Shresta Hebbar Amsadi
23rd November 2020
The US FDA authorizes first COVID-19 self-testing kits(Source: The Indian express)
On 17 November, the US Food and Drug Administration greenlighted the first coronavirus self-testing kit for home use that provides results within 30 minutes.
The nose-swab test is manufactured by Lucira Health, a company founded in 2013 and situated in Emeryville, California. The new test is authorised for at home-use for those who 14-years-old and older with suspected COVID-19 infection. And for children under 13, the test needs to be performed by a healthcare provider.
The FDA issued an emergency use authorisation to Lucira Health’s rapid all-in-one test that is intended to detect the virus to help counter the rising number of cases. While there exist some tests which allow people to send samples from home, this is the first which can be wholly self-administered and provide results in just 30 minutes. The Lucira test is only used for prescription use as of right now, and all the results are being reported to the government.

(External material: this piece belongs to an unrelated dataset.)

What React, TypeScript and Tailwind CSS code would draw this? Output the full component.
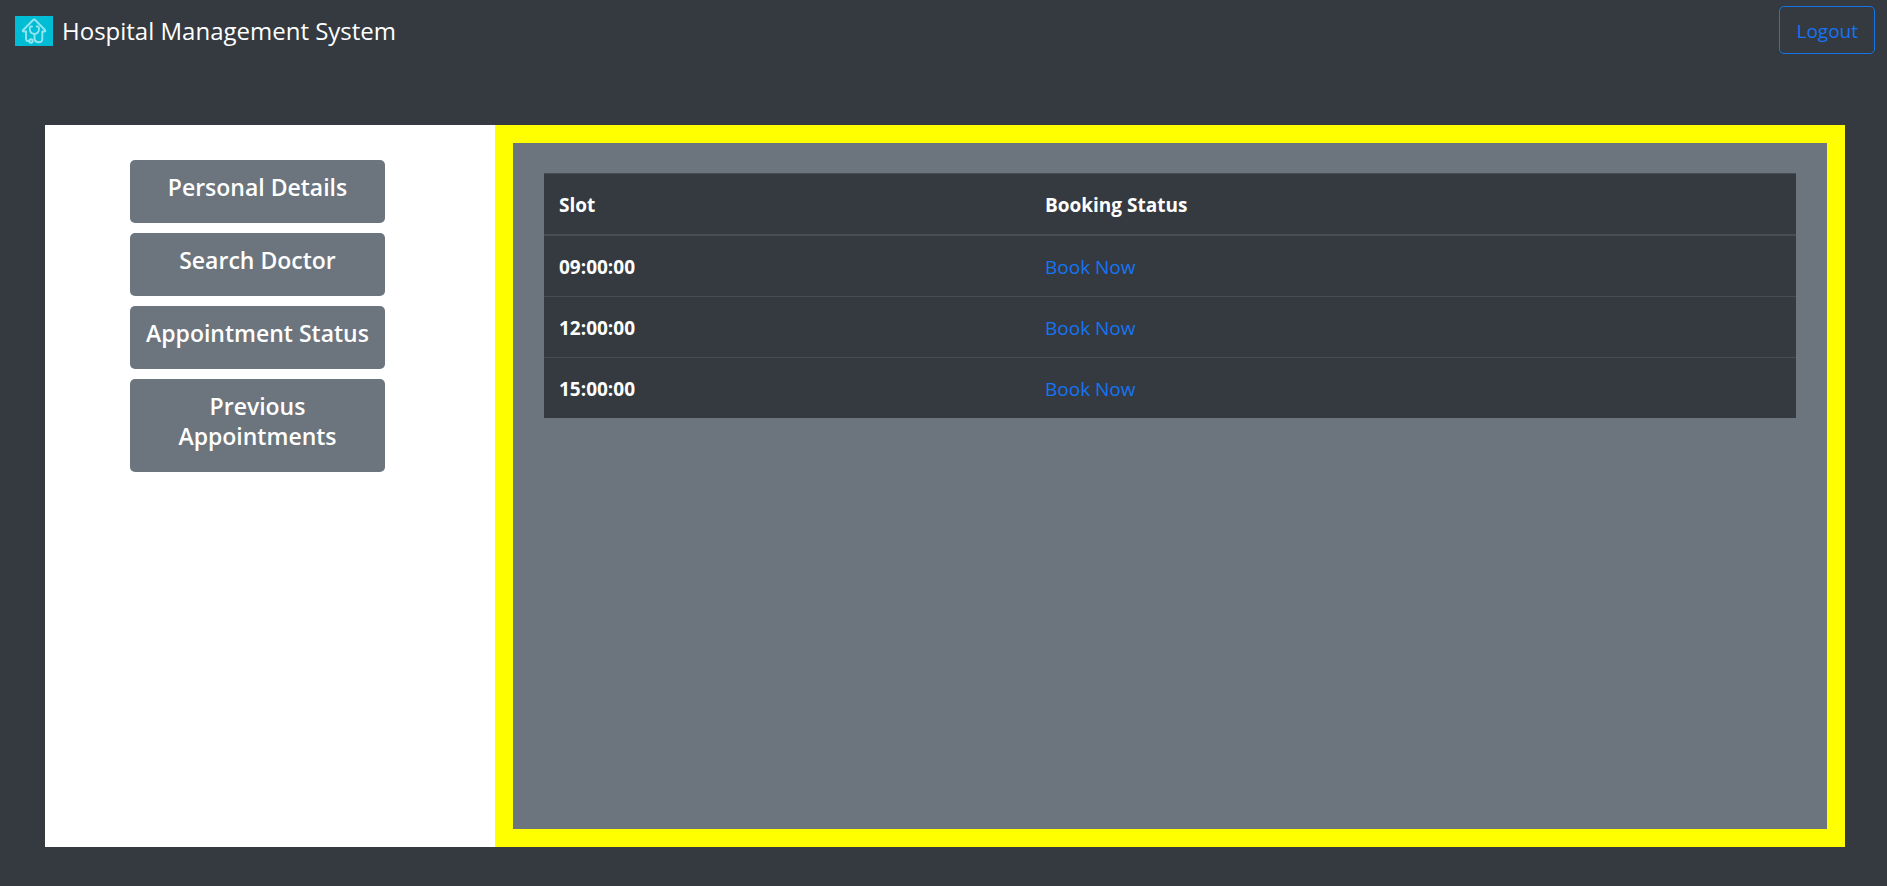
const navItems = ["Personal Details", "Search Doctor", "Appointment Status", "Previous Appointments"];
const slots = ["09:00:00", "12:00:00", "15:00:00"];

function Logo() {
  return (
    <svg viewBox="0 0 38 30" className="h-[30px] w-[38px]" aria-hidden="true">
      <rect width="38" height="30" fill="#00bcd4" />
      <g fill="none" stroke="#8fe6ef" strokeWidth="1.9" strokeLinecap="round" strokeLinejoin="round">
        <path d="M11 15.500H8.300Q7.300 15 8.200 14L18.200 4Q19.200 3 20.200 4L30 14Q31 15.200 29.500 15.500H27.300V23.500Q27 26.300 24 26.300Q20 26.300 19.500 23V18.500" />
        <path d="M11 15.500V23.500Q11.500 25.500 13.800 25" />
        <path d="M17 10.500H15.500Q14.600 11 14.700 13Q15 17.500 19.300 18Q23.800 17.500 24 13Q24.100 11 23.200 10.500H21.700" />
        <circle cx="16" cy="25" r="1.700" />
      </g>
    </svg>
  );
}

export default function App() {
  return (
    <div className="flex min-h-screen flex-col bg-[#343a40] font-['Open_Sans','Noto_Sans',sans-serif] text-[19px] leading-[30px] text-white">
      <header className="flex items-center justify-between pt-[6px] pr-3 pl-[15px]">
        <a href="#" className="flex items-center gap-[9px] pt-[2px] text-[24px]">
          <Logo />
          Hospital Management System
        </a>
        <button type="button" className="h-12 rounded-[5px] border border-[#1276e6] px-4 pt-[2px] text-[#1474f5]">
          Logout
        </button>
      </header>
      <main className="mt-[71px] mr-[42px] mb-[39px] ml-[45px] flex grow">
        <nav className="flex w-1/4 flex-col gap-[10px] bg-white pt-[35px] pr-[110px] pl-[85px]">
          {navItems.map((item) => (
            <button key={item} type="button" className="rounded-[5px] bg-[#6c757d] px-3 pt-3 pb-[21px] text-[23px] leading-[30px] font-semibold">
              {item}
            </button>
          ))}
        </nav>
        <section className="w-3/4 border-[18px] border-[#ffff00] bg-[#6c757d] px-[31px] pt-[30px]">
          <table className="w-full table-fixed border-separate border-spacing-0 bg-[#343a40] text-left">
            <thead>
              <tr>
                <th scope="col" className="w-[486px] border-t border-b-2 border-[#454d55] px-[15px] pt-4 pb-[14px] font-bold">Slot</th>
                <th scope="col" className="border-t border-b-2 border-[#454d55] px-[15px] pt-4 pb-[14px] font-bold">Booking Status</th>
              </tr>
            </thead>
            <tbody className="[&>tr+tr>*]:border-t [&>tr+tr>*]:border-[#454d55]">
              {slots.map((slot) => (
                <tr key={slot}>
                  <th scope="row" className="px-[15px] pt-4 pb-[14px] font-bold">{slot}</th>
                  <td className="px-[15px] pt-4 pb-[14px]">
                    <a href="#" className="text-[#1474f5]">Book Now</a>
                  </td>
                </tr>
              ))}
            </tbody>
          </table>
        </section>
      </main>
    </div>
  );
}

The Lucira test works by swirling the self-collected sample swab in a sample vial that is then placed in the test unit. A red light will indicate a positive result, and green light will indicate a negative one. 100 per cent were able to successfully execute the test within two minutes during clinical trials, Lucira reported.

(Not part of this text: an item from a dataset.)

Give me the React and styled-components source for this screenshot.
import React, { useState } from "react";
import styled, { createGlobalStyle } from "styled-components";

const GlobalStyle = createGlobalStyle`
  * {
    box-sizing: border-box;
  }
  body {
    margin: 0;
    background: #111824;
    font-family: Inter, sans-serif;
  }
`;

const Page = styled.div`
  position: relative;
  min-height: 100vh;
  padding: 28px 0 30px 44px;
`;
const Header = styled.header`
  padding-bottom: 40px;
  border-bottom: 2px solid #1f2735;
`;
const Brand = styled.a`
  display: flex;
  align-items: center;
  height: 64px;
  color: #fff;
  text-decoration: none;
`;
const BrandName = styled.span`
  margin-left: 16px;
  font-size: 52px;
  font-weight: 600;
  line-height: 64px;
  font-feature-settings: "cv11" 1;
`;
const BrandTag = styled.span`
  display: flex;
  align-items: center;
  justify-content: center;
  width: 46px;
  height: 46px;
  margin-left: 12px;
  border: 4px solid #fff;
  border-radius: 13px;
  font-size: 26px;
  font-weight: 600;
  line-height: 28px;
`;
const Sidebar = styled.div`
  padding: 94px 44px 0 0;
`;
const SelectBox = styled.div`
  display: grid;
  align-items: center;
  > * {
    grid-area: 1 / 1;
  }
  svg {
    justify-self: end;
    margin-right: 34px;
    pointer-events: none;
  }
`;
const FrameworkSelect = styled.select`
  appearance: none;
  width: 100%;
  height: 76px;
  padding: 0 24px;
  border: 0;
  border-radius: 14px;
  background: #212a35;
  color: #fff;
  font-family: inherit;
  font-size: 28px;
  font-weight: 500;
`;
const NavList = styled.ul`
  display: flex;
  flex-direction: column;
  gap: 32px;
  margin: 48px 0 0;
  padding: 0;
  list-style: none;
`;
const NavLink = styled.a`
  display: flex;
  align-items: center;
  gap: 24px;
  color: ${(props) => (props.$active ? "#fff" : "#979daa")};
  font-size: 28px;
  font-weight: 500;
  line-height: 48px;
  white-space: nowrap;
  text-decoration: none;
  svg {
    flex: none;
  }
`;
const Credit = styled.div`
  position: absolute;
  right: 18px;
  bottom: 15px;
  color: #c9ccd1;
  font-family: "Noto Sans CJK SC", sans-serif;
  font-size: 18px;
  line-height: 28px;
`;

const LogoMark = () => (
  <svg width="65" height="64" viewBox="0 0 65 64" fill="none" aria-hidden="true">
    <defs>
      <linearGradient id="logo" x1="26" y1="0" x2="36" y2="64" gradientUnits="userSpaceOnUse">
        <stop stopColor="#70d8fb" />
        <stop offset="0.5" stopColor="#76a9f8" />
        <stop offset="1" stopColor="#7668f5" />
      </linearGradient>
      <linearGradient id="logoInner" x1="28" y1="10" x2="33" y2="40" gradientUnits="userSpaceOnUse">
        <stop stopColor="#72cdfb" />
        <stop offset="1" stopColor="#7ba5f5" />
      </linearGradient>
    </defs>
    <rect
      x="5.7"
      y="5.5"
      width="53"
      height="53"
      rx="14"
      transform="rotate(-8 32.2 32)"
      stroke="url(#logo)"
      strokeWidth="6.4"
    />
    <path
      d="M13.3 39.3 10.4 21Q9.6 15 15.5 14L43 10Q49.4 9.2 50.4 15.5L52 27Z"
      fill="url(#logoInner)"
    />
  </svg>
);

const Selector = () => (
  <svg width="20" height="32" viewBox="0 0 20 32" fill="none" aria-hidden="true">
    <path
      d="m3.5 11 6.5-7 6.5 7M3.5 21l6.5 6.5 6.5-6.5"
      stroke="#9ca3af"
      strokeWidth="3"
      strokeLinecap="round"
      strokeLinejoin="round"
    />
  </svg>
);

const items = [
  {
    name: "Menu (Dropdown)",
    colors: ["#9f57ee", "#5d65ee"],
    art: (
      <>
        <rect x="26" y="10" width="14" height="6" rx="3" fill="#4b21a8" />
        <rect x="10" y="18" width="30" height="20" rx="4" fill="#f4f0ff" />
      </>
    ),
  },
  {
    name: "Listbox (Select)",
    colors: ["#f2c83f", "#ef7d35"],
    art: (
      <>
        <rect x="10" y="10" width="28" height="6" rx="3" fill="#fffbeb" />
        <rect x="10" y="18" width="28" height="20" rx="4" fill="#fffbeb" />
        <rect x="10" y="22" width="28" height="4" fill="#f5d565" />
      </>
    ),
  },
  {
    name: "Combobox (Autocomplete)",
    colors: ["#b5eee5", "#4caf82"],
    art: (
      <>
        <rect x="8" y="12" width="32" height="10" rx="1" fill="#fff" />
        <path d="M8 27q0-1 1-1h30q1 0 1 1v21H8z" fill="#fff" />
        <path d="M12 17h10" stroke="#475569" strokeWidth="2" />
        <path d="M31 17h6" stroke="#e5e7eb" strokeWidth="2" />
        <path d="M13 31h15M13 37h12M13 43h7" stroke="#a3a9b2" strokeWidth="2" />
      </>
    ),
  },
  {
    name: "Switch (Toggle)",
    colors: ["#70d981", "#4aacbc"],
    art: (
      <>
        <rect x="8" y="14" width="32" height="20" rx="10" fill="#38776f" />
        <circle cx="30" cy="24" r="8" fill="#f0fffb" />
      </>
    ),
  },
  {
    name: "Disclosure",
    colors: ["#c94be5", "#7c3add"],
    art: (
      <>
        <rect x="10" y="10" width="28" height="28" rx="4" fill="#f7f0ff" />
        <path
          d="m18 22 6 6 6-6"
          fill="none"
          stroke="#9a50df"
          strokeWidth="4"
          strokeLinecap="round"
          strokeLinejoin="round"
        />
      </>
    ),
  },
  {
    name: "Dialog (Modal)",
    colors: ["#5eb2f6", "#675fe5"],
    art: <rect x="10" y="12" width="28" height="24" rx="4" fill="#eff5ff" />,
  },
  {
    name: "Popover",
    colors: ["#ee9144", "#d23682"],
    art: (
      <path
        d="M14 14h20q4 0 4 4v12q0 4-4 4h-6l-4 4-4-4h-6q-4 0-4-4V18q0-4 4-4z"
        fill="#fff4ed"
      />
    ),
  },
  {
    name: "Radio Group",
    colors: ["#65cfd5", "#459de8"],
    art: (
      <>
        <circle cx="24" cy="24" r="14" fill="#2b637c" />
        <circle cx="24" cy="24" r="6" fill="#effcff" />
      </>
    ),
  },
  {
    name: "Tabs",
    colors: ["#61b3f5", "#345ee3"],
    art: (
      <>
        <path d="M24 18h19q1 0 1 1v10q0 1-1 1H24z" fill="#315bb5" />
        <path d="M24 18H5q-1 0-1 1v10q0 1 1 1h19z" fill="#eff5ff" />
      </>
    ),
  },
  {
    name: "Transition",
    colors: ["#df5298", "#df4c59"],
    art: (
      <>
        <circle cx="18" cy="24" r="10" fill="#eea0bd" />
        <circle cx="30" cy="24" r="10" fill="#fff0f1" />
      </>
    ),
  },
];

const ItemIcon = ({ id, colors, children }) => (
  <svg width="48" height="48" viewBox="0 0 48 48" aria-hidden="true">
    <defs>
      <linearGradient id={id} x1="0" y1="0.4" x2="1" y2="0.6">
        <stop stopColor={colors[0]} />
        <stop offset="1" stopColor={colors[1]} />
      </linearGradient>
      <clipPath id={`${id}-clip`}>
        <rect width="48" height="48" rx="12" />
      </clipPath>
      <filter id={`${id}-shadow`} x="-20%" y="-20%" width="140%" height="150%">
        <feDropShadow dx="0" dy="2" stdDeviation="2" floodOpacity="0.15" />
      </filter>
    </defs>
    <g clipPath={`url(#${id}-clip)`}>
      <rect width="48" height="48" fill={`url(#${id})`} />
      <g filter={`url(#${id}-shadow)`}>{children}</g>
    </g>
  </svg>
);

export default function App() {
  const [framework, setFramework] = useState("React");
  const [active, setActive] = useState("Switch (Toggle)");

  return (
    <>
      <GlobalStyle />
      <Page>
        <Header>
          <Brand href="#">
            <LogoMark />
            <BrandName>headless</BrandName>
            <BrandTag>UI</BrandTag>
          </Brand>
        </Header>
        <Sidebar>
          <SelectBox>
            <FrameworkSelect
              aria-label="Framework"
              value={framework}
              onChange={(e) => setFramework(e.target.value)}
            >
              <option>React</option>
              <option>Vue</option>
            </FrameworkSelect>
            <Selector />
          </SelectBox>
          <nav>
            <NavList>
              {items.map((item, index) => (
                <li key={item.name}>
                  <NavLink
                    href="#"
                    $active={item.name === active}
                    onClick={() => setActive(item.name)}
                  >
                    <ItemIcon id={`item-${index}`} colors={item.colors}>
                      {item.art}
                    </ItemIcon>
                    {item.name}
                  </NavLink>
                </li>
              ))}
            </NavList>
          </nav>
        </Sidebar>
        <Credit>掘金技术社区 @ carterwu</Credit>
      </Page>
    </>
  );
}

The test kit is expected to cost around $50, according to MedCity News. However, it will not be made available nationwide until 2021, as stated by the company in a press release. The first batch of kits will be allotted to patients of Sutter Health, North California and Cleveland Clinic Florida.
“Being able to quickly determine if a person is infected or not has been a global problem,” said Dr John Chou, a physician and Sutter Health affiliate, in a statement, as reported by MedCity News. “We believe this highly mobile test can make a big difference by providing lab-quality results expeditiously and conveniently. Early, accurate detection is vital to delivering appropriate care and controlling the pandemic.”
As it still is the early stages of the deadly virus, complete self-testing isn’t advised around the world as there is a risk of human element playing a part which in turn has a possibility of giving false results. Another positive arising from the invention of this self-testing kit is that the workload of the testing labs might get significantly reduced.